The effect is large. Controlling for a few obvious things, they estimate that, within OECD countries a one percentage point rise in the share of government spending in GDP cuts growth by 0.13 percentage points a year. This implies that the rise in government spending we've had in the UK since 2000 (from 37.2% of GDP to 42%) would, if sustained take half a point off GDP growth, making us more than 5% worse off in 10 years' time than we would have been had spending stayed at 2000's levels.
The cross country growth equations that this finding is based upon are, of course, subject to many problems. Not least is omitted variables bias. Could it be that there's something that's correlated with big government which itself depresses subsequent growth?
However, the paper doesn't altogether uphold the orthodox neoliberal case for smaller government. It estimates that it is indirect taxes, and not income taxes, that depress growth most.
This implies that a a cut in excise duties and VAT and rise in income tax could actually increase growth. As indirect taxes are regressive, it would also increase equality.

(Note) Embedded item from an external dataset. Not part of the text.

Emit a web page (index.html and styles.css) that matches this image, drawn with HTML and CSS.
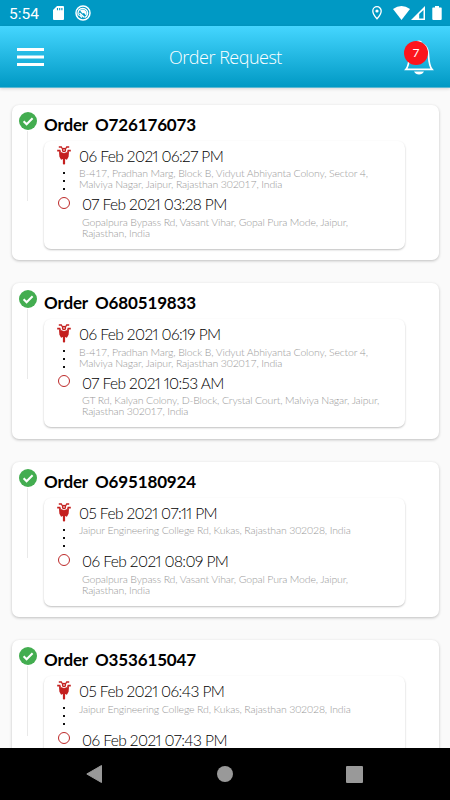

Of course since growth is a means to an end, not (for normal human beings) an end in itself, the point is all rather irrelevant, isn't it?
How about you get back to us when you have determined whether large government is good or bad for human happiness?
Posted by: Maynard Handley | January 28, 2008 at 08:54 PM
5% in 10 years is BIG? What does a recession cost? (Which makes me wonder how robust the results are).
Posted by: reason | January 29, 2008 at 08:33 AM
reason asks the right question here, IMO.
Posted by: Meh | January 29, 2008 at 09:59 AM
It seems to me however, that the actual methodology would be very difficult to do properly.
Think about government pension schemes and private pension schemes for instance. (Same with health insurance). Mostly they do the same thing, so moving them to or from the public sector has almost nothing to do with the real structure of the economy (but on the other may have a lot to do with the intertemporal sense of security of residents).
I agree it is clear that some government spending (defence, badly designed social security etc) has clearly a dead weight loss, and excessive government debt in particular crowds out private investment. But the question is hard to test well. The great variety of systems that have over the long term in per capita terms performed remarkly similarly (with scientific advances mostly being the limiting factor) suggests that the effect is not that great.
Posted by: reason | January 29, 2008 at 03:52 PM
Are you going to post this one on Liberal Conspiracy?
They haven't quite got the message...
Posted by: cjcjc | January 30, 2008 at 08:36 AM
Your last para, totally agreed, that's just commonsense. VAT is by far the worst tax on business/enterprise/employment...
http://markwadsworth.blogspot.com/2007/12/business-taxation.html
Posted by: Mark Wadsworth | January 30, 2008 at 03:51 PM
Shame that excise duties and VAT are controlled by the EU and therefore either have to be above the EU required minimum rates or are completely outside the UK governments control.
Posted by: chris strange | January 30, 2008 at 06:00 PM
CS, all the more reason for leaving the EU, then. Which would also enable us to replace entire welfare system with a Citizen's Basic Income.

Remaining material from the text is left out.